◆ Goal:
Leaving out every picture, copy the lines of the data exactly, from the first through the line containing "</defs></svg>".

◆ Given information:
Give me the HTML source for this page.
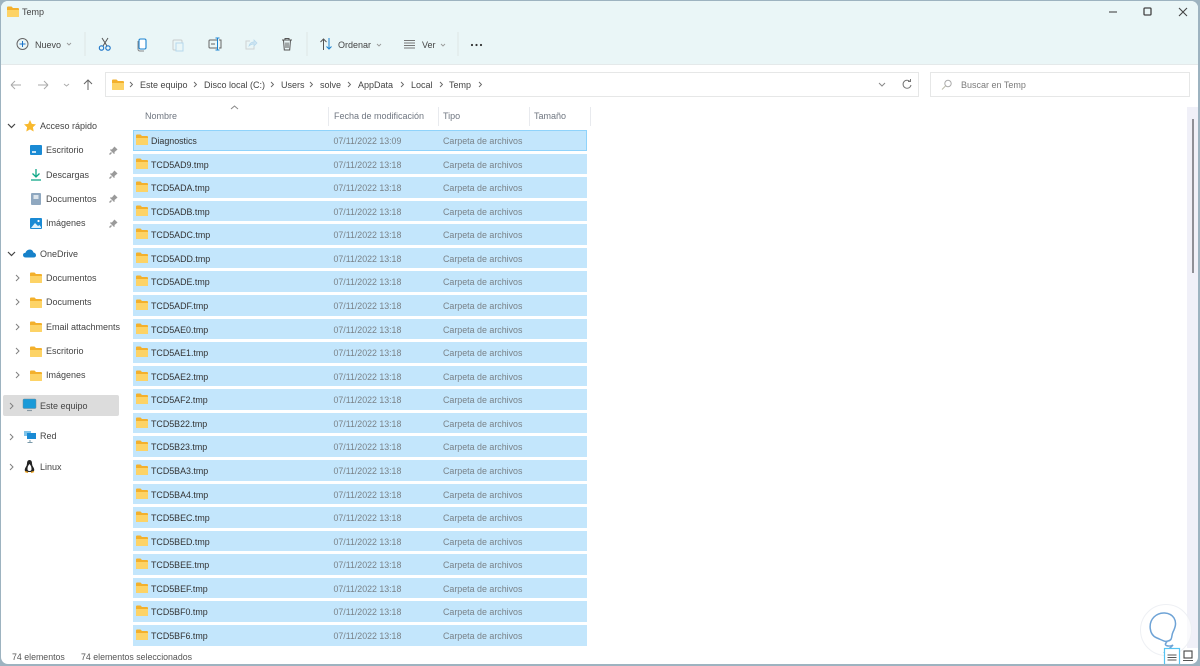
<!DOCTYPE html>
<html lang="es">
<head>
<meta charset="utf-8">
<style>
html,body{margin:0;padding:0;width:1200px;height:666px;overflow:hidden;background:#9db3c0}
body{font-family:"Liberation Sans",sans-serif;font-size:9px;color:#3a3a3a}
#w{position:absolute;left:1px;top:1px;width:1197px;height:663px;background:#fff;border-radius:7px;overflow:hidden}
#p{position:absolute;left:-1px;top:-1px;width:1200px;height:666px;filter:blur(.25px)}
.t{position:absolute;white-space:nowrap;line-height:12px;height:12px}
.a{position:absolute}
.g{color:#7b7b7b}
.h{color:#6f7680}
.r{position:absolute;left:133px;width:454px;height:20.5px;background:#c3e6fc}
.r b{position:absolute;left:18px;top:5px;font-weight:normal;line-height:12px;font-size:8.9px;color:#333;white-space:nowrap}
.r i{position:absolute;font-style:normal;left:200.5px;top:5px;line-height:12px;font-size:8.8px;color:#7a8288;white-space:nowrap}
.r u{position:absolute;text-decoration:none;left:310px;top:5px;line-height:12px;font-size:8.9px;color:#7a8288;white-space:nowrap}
.r svg{position:absolute;left:3px;top:4px}
svg{position:absolute;overflow:visible}
</style>
</head>
<body>
<div id="w"><div id="p">

<svg width="0" height="0" style="position:absolute"><defs>
<g id="f"><path d="M0 1.5Q0 .5 1 .5H4.500L6 2H11Q12 2 12 3V10Q12 11 11 11H1Q0 11 0 10Z" fill="#f3b02c"/><path d="M0 4H12V10Q12 11 11 11H1Q0 11 0 10Z" fill="#fdd366"/></g>
<g id="pin"><path d="M2.500 7.500L0.500 9.500M1.500 4.500L5.500 8.500M3 5.500L5.500 2.500L7.500 4.500L4.500 7" stroke="#9a9a9a" stroke-width="1.400" fill="#9a9a9a"/></g>
<g id="cr"><path d="M0 0L3 3L0 6" fill="none" stroke="#808080" stroke-width="1"/></g>
<g id="cd"><path d="M0 0L3.500 3.500L7 0" fill="none" stroke="#444" stroke-width="1.200"/></g>
</defs></svg>

<!-- title bar -->
<div class="a" style="left:0;top:0;width:1200px;height:64px;background:#eaf6f7;border-bottom:1px solid #e4e9ea"></div>
<svg style="left:7px;top:6px" width="12" height="11"><use href="#f"/></svg>
<div class="t" style="left:22px;top:6px;color:#444">Temp</div>
<svg style="left:1108px;top:8px" width="80" height="12">
<path d="M1 4H9" stroke="#555" stroke-width="1.200"/>
<rect x="36" y="0" width="7" height="7" rx="1" fill="none" stroke="#444" stroke-width="1.300"/>
<path d="M71 0L79 8M79 0L71 8" stroke="#444" stroke-width="1.100"/>
</svg>

<!-- toolbar -->
<svg style="left:0;top:0" width="500" height="64">
<circle cx="22.500" cy="44" r="5.500" fill="none" stroke="#666" stroke-width="1"/><path d="M22.500 41V47M19.500 44H25.500" stroke="#1a73c8" stroke-width="1"/>
<path d="M67 43L69 45L71 43" fill="none" stroke="#999" stroke-width=".9"/>
<path d="M85 32V56M307 32V56M458 32V56" stroke="#dfe5e6" stroke-width="1"/>
<!-- scissors -->
<path d="M102 38L107 46M108 38L103 46" stroke="#555" stroke-width="1"/><circle cx="101.500" cy="48" r="2.200" fill="none" stroke="#1a73c8" stroke-width="1.100"/><circle cx="108" cy="48" r="2.200" fill="none" stroke="#1a73c8" stroke-width="1.100"/>
<!-- copy -->
<rect x="139" y="39" width="7" height="10" rx="1.500" fill="#fff" stroke="#1a82d0" stroke-width="1.100"/><path d="M138 41V49Q138 51 140 51H144" fill="none" stroke="#888" stroke-width="1"/>
<!-- paste -->
<rect x="173" y="40" width="9" height="10" rx="1" fill="none" stroke="#c8cccc" stroke-width="1"/><rect x="176" y="43" width="7" height="8" fill="#eaf6f7" stroke="#b5d8ec" stroke-width="1"/>
<!-- rename -->
<path d="M217 40H210Q209 40 209 41V47Q209 48 210 48H217" fill="none" stroke="#666" stroke-width="1"/><path d="M211 44H215" stroke="#666" stroke-width="1"/><path d="M217.500 38V50M215.500 38H219.500M215.500 50H219.500" stroke="#1a82d0" stroke-width="1"/>
<path d="M219 40H221V48H219" fill="none" stroke="#666" stroke-width="1"/>
<!-- share -->
<path d="M250 41H246V49H254V46" fill="none" stroke="#cfd3d3" stroke-width="1"/><path d="M249 46Q250 42 254 42V40L257 43L254 46V44Q251 44 249 46Z" fill="#cfe5f2" stroke="#b5d8ec" stroke-width=".7"/>
<!-- trash -->
<path d="M282 40H292M285 40V38.500H289V40M283.500 40L284.300 50H289.700L290.500 40M286 42.500V48M288 42.500V48" fill="none" stroke="#555" stroke-width="1"/>
<!-- sort -->
<path d="M323.500 50V39M320.500 42L323.500 39L326.500 42" fill="none" stroke="#555" stroke-width="1"/><path d="M329 38V49M326.500 46.500L329 49L331.500 46.500" fill="none" stroke="#1a82d0" stroke-width="1"/>
<path d="M377 44L379 46L381 44" fill="none" stroke="#999" stroke-width=".9"/>
<!-- view -->
<path d="M404 40.500H415M404 43H415M404 45.500H415M404 48H415" stroke="#777" stroke-width="1"/>
<path d="M441 44L443 46L445 44" fill="none" stroke="#999" stroke-width=".9"/>
<circle cx="472" cy="45" r="1.100" fill="#333"/><circle cx="476.500" cy="45" r="1.100" fill="#333"/><circle cx="481" cy="45" r="1.100" fill="#333"/>
</svg>
<div class="t" style="left:35px;top:39px;color:#444">Nuevo</div>
<div class="t" style="left:338px;top:39px;color:#444">Ordenar</div>
<div class="t" style="left:422px;top:39px;color:#444">Ver</div>

<!-- address row -->
<svg style="left:0;top:70px" width="110" height="30">
<path d="M11 15H21M11 15L15 11M11 15L15 19" fill="none" stroke="#aaa" stroke-width="1"/>
<path d="M38 15H48M48 15L44 11M48 15L44 19" fill="none" stroke="#aaa" stroke-width="1"/>
<path d="M64 14L66.500 16L69 14" fill="none" stroke="#aaa" stroke-width=".9"/>
<path d="M88 20V10M84 14L88 10L92 14" fill="none" stroke="#666" stroke-width="1"/>
</svg>
<div class="a" style="left:105px;top:72px;width:814px;height:25px;border:1px solid #e6e7e7;box-sizing:border-box"></div>
<svg style="left:112px;top:79px" width="12" height="11"><use href="#f"/></svg>
<svg style="left:130px;top:82px" width="400" height="8">
<g fill="none" stroke="#666" stroke-width=".9"><path d="M0 0L2.500 2.500L0 5"/><path d="M64 0L66.500 2.500L64 5"/><path d="M141 0L143.500 2.500L141 5"/><path d="M180 0L182.500 2.500L180 5"/><path d="M218 0L220.500 2.500L218 5"/><path d="M271 0L273.500 2.500L271 5"/><path d="M310 0L312.500 2.500L310 5"/><path d="M349 0L351.500 2.500L349 5"/></g>
</svg>
<div class="t" style="left:140px;top:79px;color:#444">Este equipo</div>
<div class="t" style="left:204px;top:79px;color:#444">Disco local (C:)</div>
<div class="t" style="left:281px;top:79px;color:#444">Users</div>
<div class="t" style="left:320px;top:79px;color:#444">solve</div>
<div class="t" style="left:358px;top:79px;color:#444">AppData</div>
<div class="t" style="left:411px;top:79px;color:#444">Local</div>
<div class="t" style="left:449px;top:79px;color:#444">Temp</div>
<svg style="left:879px;top:78px" width="35" height="14">
<path d="M0 5L3 8L6 5" fill="none" stroke="#888" stroke-width="1"/>
<path d="M31 3.500A4 4 0 1 0 32 7" fill="none" stroke="#777" stroke-width="1"/><path d="M29 3.500H31.500V1" fill="none" stroke="#777" stroke-width="1"/>
</svg>
<div class="a" style="left:930px;top:72px;width:260px;height:25px;border:1px solid #e6e7e7;box-sizing:border-box"></div>
<svg style="left:941px;top:79px" width="12" height="12"><circle cx="7" cy="4.500" r="3.200" fill="none" stroke="#aaa" stroke-width="1"/><path d="M4.500 7L1 10.500" stroke="#bba" stroke-width="1"/></svg>
<div class="t g" style="left:961px;top:79px">Buscar en Temp</div>

<!-- column header -->
<svg style="left:230px;top:105px" width="10" height="6"><path d="M1 4L4.500 1L8 4" fill="none" stroke="#888" stroke-width="1"/></svg>
<div class="t h" style="left:145px;top:110px">Nombre</div>
<div class="t h" style="left:334px;top:110px">Fecha de modificación</div>
<div class="t h" style="left:443px;top:110px">Tipo</div>
<div class="t h" style="left:534px;top:110px">Tamaño</div>
<div class="a" style="left:328px;top:107px;width:1px;height:19px;background:#e8eaee"></div>
<div class="a" style="left:438px;top:107px;width:1px;height:19px;background:#e8eaee"></div>
<div class="a" style="left:529px;top:107px;width:1px;height:19px;background:#e8eaee"></div>
<div class="a" style="left:590px;top:107px;width:1px;height:19px;background:#e8eaee"></div>

<!-- nav pane -->
<div class="a" style="left:3px;top:395px;width:116px;height:21px;background:#dcdcdc;border-radius:2px"></div>

<svg style="left:8px;top:124px" width="8" height="5"><use href="#cd"/></svg>
<svg style="left:24px;top:120px" width="12" height="12"><path d="M6 0L7.800 3.900L12 4.400L8.900 7.200L9.700 11.500L6 9.400L2.300 11.500L3.100 7.200L0 4.400L4.200 3.900Z" fill="#f8b92e"/></svg>
<div class="t" style="left:40px;top:120px;color:#444">Acceso rápido</div>

<svg style="left:30px;top:145px" width="12" height="10"><rect width="12" height="10" rx="1" fill="#1a8ad4"/><path d="M2 7H6" stroke="#fff" stroke-width="1.500"/></svg>
<div class="t" style="left:46px;top:144px;color:#444">Escritorio</div>
<svg style="left:109px;top:145px" width="9" height="10"><use href="#pin"/></svg>

<svg style="left:30px;top:169px" width="12" height="12"><path d="M6 0V7M2.500 4.500L6 8L9.500 4.500" fill="none" stroke="#10a888" stroke-width="1.300"/><path d="M1 11H11" stroke="#10a888" stroke-width="1.300"/></svg>
<div class="t" style="left:46px;top:169px;color:#444">Descargas</div>
<svg style="left:109px;top:169px" width="9" height="10"><use href="#pin"/></svg>

<svg style="left:31px;top:193px" width="10" height="12"><rect width="10" height="12" rx="1" fill="#8fa8c0"/><rect x="2.500" y="2" width="5" height="4" fill="#dce5ec"/></svg>
<div class="t" style="left:46px;top:193px;color:#444">Documentos</div>
<svg style="left:109px;top:193px" width="9" height="10"><use href="#pin"/></svg>

<svg style="left:30px;top:218px" width="12" height="11"><rect width="12" height="11" rx="1" fill="#1a8ad4"/><path d="M1 10L5 5L8 8L9.500 7L11 9V10Z" fill="#e0f2fb"/><circle cx="8.500" cy="3" r="1.100" fill="#fff"/></svg>
<div class="t" style="left:46px;top:217px;color:#444">Imágenes</div>
<svg style="left:109px;top:218px" width="9" height="10"><use href="#pin"/></svg>

<svg style="left:8px;top:252px" width="8" height="5"><use href="#cd"/></svg>
<svg style="left:23px;top:249px" width="13" height="9"><path d="M3 8.500Q0 8.500 0 6Q0 4 2.500 3.800Q3.500 .5 7 .5Q9.500 .5 10.500 3.500Q13 4 13 6.300Q13 8.500 10.500 8.500Z" fill="#1781c9"/></svg>
<div class="t" style="left:40px;top:248px;color:#444">OneDrive</div>

<svg style="left:16px;top:275px" width="4" height="7"><use href="#cr"/></svg>
<svg style="left:30px;top:272px" width="12" height="11"><use href="#f"/></svg>
<div class="t" style="left:46px;top:272px;color:#444">Documentos</div>
<svg style="left:16px;top:299px" width="4" height="7"><use href="#cr"/></svg>
<svg style="left:30px;top:297px" width="12" height="11"><use href="#f"/></svg>
<div class="t" style="left:46px;top:296px;color:#444">Documents</div>
<svg style="left:16px;top:324px" width="4" height="7"><use href="#cr"/></svg>
<svg style="left:30px;top:321px" width="12" height="11"><use href="#f"/></svg>
<div class="t" style="left:46px;top:321px;color:#444">Email attachments</div>
<svg style="left:16px;top:348px" width="4" height="7"><use href="#cr"/></svg>
<svg style="left:30px;top:346px" width="12" height="11"><use href="#f"/></svg>
<div class="t" style="left:46px;top:345px;color:#444">Escritorio</div>
<svg style="left:16px;top:372px" width="4" height="7"><use href="#cr"/></svg>
<svg style="left:30px;top:370px" width="12" height="11"><use href="#f"/></svg>
<div class="t" style="left:46px;top:369px;color:#444">Imágenes</div>

<svg style="left:10px;top:403px" width="4" height="7"><use href="#cr"/></svg>
<svg style="left:23px;top:399px" width="13" height="13"><rect width="13" height="9.500" rx="1" fill="#1a9ad8" stroke="#6a8a9a" stroke-width=".5"/><path d="M4 11.500H9" stroke="#8a9aa5" stroke-width="1.200"/></svg>
<div class="t" style="left:40px;top:400px;color:#444">Este equipo</div>

<svg style="left:10px;top:434px" width="4" height="7"><use href="#cr"/></svg>
<svg style="left:23px;top:430px" width="13" height="13"><rect x="1" y="1" width="7" height="5" fill="#7fc4ea"/><rect x="4" y="3" width="9" height="6" fill="#1a8ad4"/><path d="M7 10V13M4.500 12.500H9.500" stroke="#7a9aaa" stroke-width="1"/></svg>
<div class="t" style="left:40px;top:430px;color:#444">Red</div>

<svg style="left:10px;top:464px" width="4" height="7"><use href="#cr"/></svg>
<svg style="left:24px;top:460px" width="11" height="13"><path d="M5.500 0Q8 0 8 3.500Q8 5.500 9.500 7.500Q11 10 9.500 11.500L7 12H4L1.500 11.500Q0 10 1.500 7.500Q3 5.500 3 3.500Q3 0 5.500 0Z" fill="#222"/><path d="M5.500 4Q7.500 6 7.500 9Q7.500 11 5.500 11Q3.500 11 3.500 9Q3.500 6 5.500 4Z" fill="#fff"/><path d="M1 11.500L4 12.500M10 11.500L7 12.500" stroke="#e8a020" stroke-width="1.400"/></svg>
<div class="t" style="left:40px;top:461px;color:#444">Linux</div>

<!-- rows -->
<div class="r" style="top:130px;box-shadow:inset 0 0 0 1px #8fd3fb"><svg width="12" height="11"><use href="#f"/></svg><b>Diagnostics</b><i>07/11/2022 13:09</i><u>Carpeta de archivos</u></div>
<div class="r" style="top:153.6px"><svg width="12" height="11"><use href="#f"/></svg><b>TCD5AD9.tmp</b><i>07/11/2022 13:18</i><u>Carpeta de archivos</u></div>
<div class="r" style="top:177.1px"><svg width="12" height="11"><use href="#f"/></svg><b>TCD5ADA.tmp</b><i>07/11/2022 13:18</i><u>Carpeta de archivos</u></div>
<div class="r" style="top:200.7px"><svg width="12" height="11"><use href="#f"/></svg><b>TCD5ADB.tmp</b><i>07/11/2022 13:18</i><u>Carpeta de archivos</u></div>
<div class="r" style="top:224.3px"><svg width="12" height="11"><use href="#f"/></svg><b>TCD5ADC.tmp</b><i>07/11/2022 13:18</i><u>Carpeta de archivos</u></div>
<div class="r" style="top:247.9px"><svg width="12" height="11"><use href="#f"/></svg><b>TCD5ADD.tmp</b><i>07/11/2022 13:18</i><u>Carpeta de archivos</u></div>
<div class="r" style="top:271.4px"><svg width="12" height="11"><use href="#f"/></svg><b>TCD5ADE.tmp</b><i>07/11/2022 13:18</i><u>Carpeta de archivos</u></div>
<div class="r" style="top:295px"><svg width="12" height="11"><use href="#f"/></svg><b>TCD5ADF.tmp</b><i>07/11/2022 13:18</i><u>Carpeta de archivos</u></div>
<div class="r" style="top:318.6px"><svg width="12" height="11"><use href="#f"/></svg><b>TCD5AE0.tmp</b><i>07/11/2022 13:18</i><u>Carpeta de archivos</u></div>
<div class="r" style="top:342.1px"><svg width="12" height="11"><use href="#f"/></svg><b>TCD5AE1.tmp</b><i>07/11/2022 13:18</i><u>Carpeta de archivos</u></div>
<div class="r" style="top:365.7px"><svg width="12" height="11"><use href="#f"/></svg><b>TCD5AE2.tmp</b><i>07/11/2022 13:18</i><u>Carpeta de archivos</u></div>
<div class="r" style="top:389.3px"><svg width="12" height="11"><use href="#f"/></svg><b>TCD5AF2.tmp</b><i>07/11/2022 13:18</i><u>Carpeta de archivos</u></div>
<div class="r" style="top:412.8px"><svg width="12" height="11"><use href="#f"/></svg><b>TCD5B22.tmp</b><i>07/11/2022 13:18</i><u>Carpeta de archivos</u></div>
<div class="r" style="top:436.4px"><svg width="12" height="11"><use href="#f"/></svg><b>TCD5B23.tmp</b><i>07/11/2022 13:18</i><u>Carpeta de archivos</u></div>
<div class="r" style="top:460px"><svg width="12" height="11"><use href="#f"/></svg><b>TCD5BA3.tmp</b><i>07/11/2022 13:18</i><u>Carpeta de archivos</u></div>
<div class="r" style="top:483.6px"><svg width="12" height="11"><use href="#f"/></svg><b>TCD5BA4.tmp</b><i>07/11/2022 13:18</i><u>Carpeta de archivos</u></div>
<div class="r" style="top:507.1px"><svg width="12" height="11"><use href="#f"/></svg><b>TCD5BEC.tmp</b><i>07/11/2022 13:18</i><u>Carpeta de archivos</u></div>
<div class="r" style="top:530.7px"><svg width="12" height="11"><use href="#f"/></svg><b>TCD5BED.tmp</b><i>07/11/2022 13:18</i><u>Carpeta de archivos</u></div>
<div class="r" style="top:554.3px"><svg width="12" height="11"><use href="#f"/></svg><b>TCD5BEE.tmp</b><i>07/11/2022 13:18</i><u>Carpeta de archivos</u></div>
<div class="r" style="top:577.8px"><svg width="12" height="11"><use href="#f"/></svg><b>TCD5BEF.tmp</b><i>07/11/2022 13:18</i><u>Carpeta de archivos</u></div>
<div class="r" style="top:601.4px"><svg width="12" height="11"><use href="#f"/></svg><b>TCD5BF0.tmp</b><i>07/11/2022 13:18</i><u>Carpeta de archivos</u></div>
<div class="r" style="top:625px"><svg width="12" height="11"><use href="#f"/></svg><b>TCD5BF6.tmp</b><i>07/11/2022 13:18</i><u>Carpeta de archivos</u></div>

<!-- scrollbar -->
<div class="a" style="left:1187px;top:107px;width:11px;height:541px;background:#f0f0f8"></div>
<div class="a" style="left:1192px;top:119px;width:2px;height:154px;background:#8f8f96"></div>

<!-- status bar -->
<div class="t" style="left:12px;top:651px;color:#555;font-size:8.8px">74 elementos</div>
<div class="t" style="left:81px;top:651px;color:#555;font-size:8.8px">74 elementos seleccionados</div>

<!-- watermark & view switch -->
<svg style="left:1140px;top:604px" width="60" height="62">
<circle cx="26" cy="26" r="25.500" fill="#fff" fill-opacity=".6" stroke="#eef0f4" stroke-width="1"/>
<path d="M17 34C9 31 8 19 14 13C20 7 30 8 34 14C37 19 35 24 33 28C31 32 33 36 28 37C25 38 24 37 17 34ZM27 38C22 42 30 43 33 41C31 44 25 47 24 49" fill="none" stroke="#6ea3d6" stroke-width="1.500"/>
<rect x="24.500" y="44.500" width="15" height="16" fill="#fff" stroke="#56c4f2" stroke-width="1.200"/>
<path d="M27.500 51H36.500M27.500 53.500H36.500M27.500 56H36.500" stroke="#555" stroke-width="1.100"/>
<rect x="44" y="47" width="8" height="7" fill="#fff" stroke="#444" stroke-width="1.100"/><path d="M43 56.500H53" stroke="#555" stroke-width="1"/>
</svg>

</div></div>
</body>
</html>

◆ Worked answer:
Give me the HTML source for this page.
<!DOCTYPE html>
<html lang="es">
<head>
<meta charset="utf-8">
<style>
html,body{margin:0;padding:0;width:1200px;height:666px;overflow:hidden;background:#9db3c0}
body{font-family:"Liberation Sans",sans-serif;font-size:9px;color:#3a3a3a}
#w{position:absolute;left:1px;top:1px;width:1197px;height:663px;background:#fff;border-radius:7px;overflow:hidden}
#p{position:absolute;left:-1px;top:-1px;width:1200px;height:666px;filter:blur(.25px)}
.t{position:absolute;white-space:nowrap;line-height:12px;height:12px}
.a{position:absolute}
.g{color:#7b7b7b}
.h{color:#6f7680}
.r{position:absolute;left:133px;width:454px;height:20.5px;background:#c3e6fc}
.r b{position:absolute;left:18px;top:5px;font-weight:normal;line-height:12px;font-size:8.9px;color:#333;white-space:nowrap}
.r i{position:absolute;font-style:normal;left:200.5px;top:5px;line-height:12px;font-size:8.8px;color:#7a8288;white-space:nowrap}
.r u{position:absolute;text-decoration:none;left:310px;top:5px;line-height:12px;font-size:8.9px;color:#7a8288;white-space:nowrap}
.r svg{position:absolute;left:3px;top:4px}
svg{position:absolute;overflow:visible}
</style>
</head>
<body>
<div id="w"><div id="p">

<svg width="0" height="0" style="position:absolute"><defs>
<g id="f"><path d="M0 1.5Q0 .5 1 .5H4.500L6 2H11Q12 2 12 3V10Q12 11 11 11H1Q0 11 0 10Z" fill="#f3b02c"/><path d="M0 4H12V10Q12 11 11 11H1Q0 11 0 10Z" fill="#fdd366"/></g>
<g id="pin"><path d="M2.500 7.500L0.500 9.500M1.500 4.500L5.500 8.500M3 5.500L5.500 2.500L7.500 4.500L4.500 7" stroke="#9a9a9a" stroke-width="1.400" fill="#9a9a9a"/></g>
<g id="cr"><path d="M0 0L3 3L0 6" fill="none" stroke="#808080" stroke-width="1"/></g>
<g id="cd"><path d="M0 0L3.500 3.500L7 0" fill="none" stroke="#444" stroke-width="1.200"/></g>
</defs></svg>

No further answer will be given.